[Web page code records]
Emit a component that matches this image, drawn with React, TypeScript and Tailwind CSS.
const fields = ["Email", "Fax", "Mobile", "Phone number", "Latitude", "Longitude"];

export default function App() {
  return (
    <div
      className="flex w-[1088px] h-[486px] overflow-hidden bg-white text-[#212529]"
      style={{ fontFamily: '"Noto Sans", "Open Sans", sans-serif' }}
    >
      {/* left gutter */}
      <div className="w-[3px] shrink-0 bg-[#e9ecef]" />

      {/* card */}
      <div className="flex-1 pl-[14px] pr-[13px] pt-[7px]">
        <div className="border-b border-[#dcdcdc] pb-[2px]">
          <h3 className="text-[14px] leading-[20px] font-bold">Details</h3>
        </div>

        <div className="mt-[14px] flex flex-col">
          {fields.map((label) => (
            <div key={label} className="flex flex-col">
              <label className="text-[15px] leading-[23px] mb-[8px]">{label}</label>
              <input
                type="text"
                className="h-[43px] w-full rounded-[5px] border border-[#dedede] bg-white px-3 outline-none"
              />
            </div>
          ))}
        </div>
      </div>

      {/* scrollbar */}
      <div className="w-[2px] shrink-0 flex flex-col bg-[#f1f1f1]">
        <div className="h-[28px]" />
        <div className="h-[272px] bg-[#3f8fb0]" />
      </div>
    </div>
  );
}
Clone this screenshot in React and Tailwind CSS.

■ **WHAT THIS TASK INVOLVES**
Quote the data above in full, changing nothing.

■ **EXPECTED ANSWER**
Emit a component that matches this image, drawn with React, TypeScript and Tailwind CSS.
const fields = ["Email", "Fax", "Mobile", "Phone number", "Latitude", "Longitude"];

export default function App() {
  return (
    <div
      className="flex w-[1088px] h-[486px] overflow-hidden bg-white text-[#212529]"
      style={{ fontFamily: '"Noto Sans", "Open Sans", sans-serif' }}
    >
      {/* left gutter */}
      <div className="w-[3px] shrink-0 bg-[#e9ecef]" />

      {/* card */}
      <div className="flex-1 pl-[14px] pr-[13px] pt-[7px]">
        <div className="border-b border-[#dcdcdc] pb-[2px]">
          <h3 className="text-[14px] leading-[20px] font-bold">Details</h3>
        </div>

        <div className="mt-[14px] flex flex-col">
          {fields.map((label) => (
            <div key={label} className="flex flex-col">
              <label className="text-[15px] leading-[23px] mb-[8px]">{label}</label>
              <input
                type="text"
                className="h-[43px] w-full rounded-[5px] border border-[#dedede] bg-white px-3 outline-none"
              />
            </div>
          ))}
        </div>
      </div>

      {/* scrollbar */}
      <div className="w-[2px] shrink-0 flex flex-col bg-[#f1f1f1]">
        <div className="h-[28px]" />
        <div className="h-[272px] bg-[#3f8fb0]" />
      </div>
    </div>
  );
}
Clone this screenshot in React and Tailwind CSS.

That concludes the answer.